The plan's sponsor, however, said yesterday that he will ask for a special meeting of the Law Faculty to discuss his proposal.

David F. Cavers, professor of Law, first presented his plan last May in the Journal of the American Bar Association. The program would reorganize a law school education into two years, each made up of three equal trimesters of about 14 weeks. There would be a six-week recess between the two years of study and about two weeks between trimesters.

Courses Revised

Cavers' proposal condenses the amount of study in a traditional law education into a shorter period of time, by reorganiing the curriculum. The professor claims that it will be a practical means of handling the projected "swelling" of Law School application figures in about 1967.

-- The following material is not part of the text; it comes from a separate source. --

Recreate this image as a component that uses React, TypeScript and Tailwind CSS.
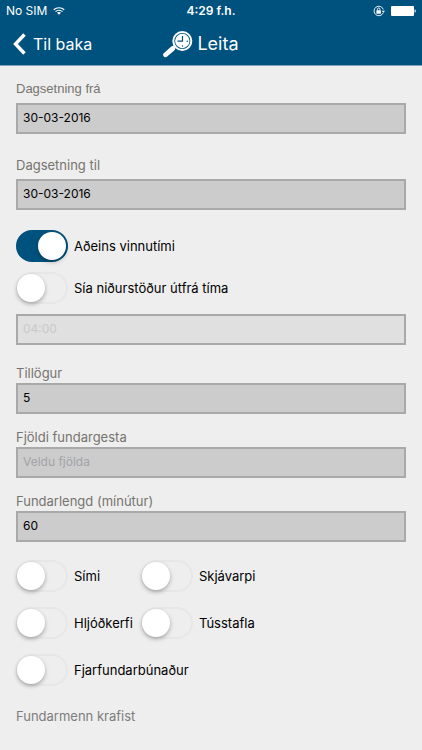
import React, { useState } from 'react';

function WifiIcon() {
  return (
    <svg className="w-3 h-2" viewBox="0 0 24 16" fill="none" stroke="white" strokeWidth="2.4" aria-hidden="true">
      <path d="M1.5 5.5C7.5 .2 16.5 .2 22.5 5.5" />
      <path d="M5 9.3c4-3.6 10-3.6 14 0" />
      <path d="M12 15.5l-4-4c2.2-2 5.8-2 8 0z" fill="white" stroke="none" />
    </svg>
  );
}

function RotationLockIcon() {
  return (
    <svg className="w-3 h-3" viewBox="0 0 24 24" fill="none" stroke="white" aria-hidden="true">
      <path d="M20.5 15.5A9.5 9.5 0 1 1 20.7 9" strokeWidth="1.8" />
      <path d="M17.5 11.5h6.5l-3.2 4.2z" fill="white" stroke="none" />
      <rect x="6.8" y="10.5" width="9" height="7" rx="1" fill="white" stroke="none" />
      <path d="M8.8 11V8.5a2.5 2.5 0 0 1 5 0V11" strokeWidth="1.8" />
    </svg>
  );
}

function BatteryIcon() {
  return (
    <svg className="w-[25px] h-[10px]" viewBox="0 0 25 10" fill="white" aria-hidden="true">
      <rect width="23" height="10" rx="1" />
      <path d="M23.6 3.2c1.6.5 1.6 3.1 0 3.6z" />
    </svg>
  );
}

function SearchClockIcon() {
  return (
    <svg className="w-[30px] h-7" viewBox="0 0 30 28" fill="none" stroke="white" aria-hidden="true">
      <path d="M2.6 24.8L9.6 18.6" strokeWidth="4.8" strokeLinecap="round" />
      <path d="M9 19L12.5 16" strokeWidth="3" />
      <circle cx="19.3" cy="11" r="9" strokeWidth="2" />
      <circle cx="19.3" cy="11" r="7.2" fill="white" stroke="none" />
      <path d="M19.5 6v5.200h-5" stroke="#00527e" strokeWidth="1.200" />
      <g fill="#00527e" stroke="none">
        <circle cx="24.3" cy="11.2" r=".7" />
        <circle cx="19.5" cy="16" r=".7" />
      </g>
    </svg>
  );
}

type FieldProps = {
  id: string;
  label: string;
  value?: string;
  placeholder?: string;
  className?: string;
  labelClassName?: string;
};

function Field({ id, label, value, placeholder, className, labelClassName }: FieldProps) {
  return (
    <div className={`flex flex-col ${className ?? ''}`}>
      <label htmlFor={id} className={`leading-5 text-[#76746f] ${labelClassName ?? 'text-[13px]'}`}>{label}</label>
      <input
        id={id}
        type="text"
        defaultValue={value}
        placeholder={placeholder}
        className="w-full h-[31px] border-2 border-[#a9a9a9] bg-[#ccc] px-[5px] pb-0.5 text-xs text-black placeholder:text-[#a3a3a8] outline-none"
      />
    </div>
  );
}

function Toggle({ label, defaultOn = false }: { label: string; defaultOn?: boolean }) {
  const [on, setOn] = useState(defaultOn);
  return (
    <label className="flex items-center gap-1.5 h-8 text-[13px] text-black whitespace-nowrap cursor-pointer">
      <input
        type="checkbox"
        role="switch"
        checked={on}
        onChange={() => setOn(!on)}
        className="appearance-none shrink-0 w-[52px] h-8 rounded-full border-2 border-[#e7e7e7] bg-[#eee] checked:border-[#00527e] checked:bg-[#00527e] before:block before:size-7 before:-ml-px before:rounded-full before:bg-white before:shadow-[0_2px_4px_rgba(0,0,0,0.3)] checked:before:translate-x-[21px] before:transition-transform cursor-pointer"
      />
      <span className="pt-0.5">{label}</span>
    </label>
  );
}

export default function App() {
  return (
    <div className="min-h-screen bg-[#eee] font-['Inter','Liberation_Sans',sans-serif]">
      <header className="bg-[#00527e] border-b border-[#7fa3ba] text-white">
        <div className="grid grid-cols-3 items-center h-[22px] px-1.5 text-xs">
          <div className="flex items-center gap-1.5">
            <span>No SIM</span>
            <WifiIcon />
          </div>
          <span className="text-center font-semibold">4:29 f.h.</span>
          <div className="flex items-center justify-end gap-1.5">
            <RotationLockIcon />
            <BatteryIcon />
          </div>
        </div>
        <div className="grid grid-cols-[1fr_auto_1fr] items-center h-[43px] px-3">
          <button type="button" className="flex items-center gap-1.5 justify-self-start text-base cursor-pointer">
            <svg className="w-[15px] h-[22px]" viewBox="0 0 15 22" fill="none" stroke="white" strokeWidth="3.4" aria-hidden="true">
              <path d="M12.500 1.500L3.500 11L12.500 20.500" />
            </svg>
            Til baka
          </button>
          <h1 className="flex items-center gap-1 pr-5 text-lg">
            <SearchClockIcon />
            Leita
          </h1>
        </div>
      </header>

      <form className="px-4 pt-[13px] pb-6">
        <Field id="from" label="Dagsetning frá" value="30-03-2016" className="gap-1" labelClassName="text-[13px] font-['Liberation_Sans',sans-serif]" />
        <Field id="to" label="Dagsetning til" value="30-03-2016" className="gap-1 mt-[21px]" />

        <div className="flex flex-col gap-2.5 mt-5">
          <Toggle label="Aðeins vinnutími" defaultOn />
          <Toggle label="Sía niðurstöður útfrá tíma" />
          <input
            type="text"
            disabled
            aria-label="Tími"
            defaultValue="04:00"
            className="w-full h-[31px] border-2 border-[#a9a9a9] bg-[#e0e0e0] px-[5px] pb-0.5 text-xs text-[#c9c9cb]"
          />
        </div>

        <div className="flex flex-col gap-[13px] mt-[18px]">
          <Field id="suggestions" label="Tillögur" value="5" />
          <Field id="guests" label="Fjöldi fundargesta" placeholder="Veldu fjölda" />
          <Field id="length" label="Fundarlengd (mínútur)" value="60" />
        </div>

        <div className="grid grid-cols-[125px_1fr] gap-y-[15px] mt-[18px]">
          <Toggle label="Sími" />
          <Toggle label="Skjávarpi" />
          <Toggle label="Hljóðkerfi" />
          <Toggle label="Tússtafla" />
          <div className="col-span-2">
            <Toggle label="Fjarfundarbúnaður" />
          </div>
        </div>

        <h2 className="mt-5 text-[13px] leading-5 text-[#7d7d7d]">Fundarmenn krafist</h2>
      </form>
    </div>
  );
}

The program is "not necessarily a prescription for the Harvard Law School alone, but for law education in general," the professor added. According to Cavers, similar programs are in use at the University of Florida Law School and under consideration at the Universities of Michigan and California.

The Cavers proposal has come in for severe criticism by Louis A. Toepfer, Dean of Admissions at the Law School. Toepfer said yesterday he "can't think of this in Harvard terms. Most schools on such a plan report that it is harder for students to produce effective written work, which we have been trying to emphasize here."

Plan's Problems

He suggested that under the trimester plan many law professors would not be able to take vacations when they wanted them, and that competitions for Law Review and moot court would be hard to conduct.

Further problems would arise, Toepfer said, since classroom facilities would never be available for remodeling

But Louis L. Jaffe, Byrne Professor of Administrative Law, said yesterday that he sees some promise in the Cavers plan, since the third year of law school has become one of "diminishing returns." He suggested that adoption of the plan might be practical here "if admissions pressure were to become very great."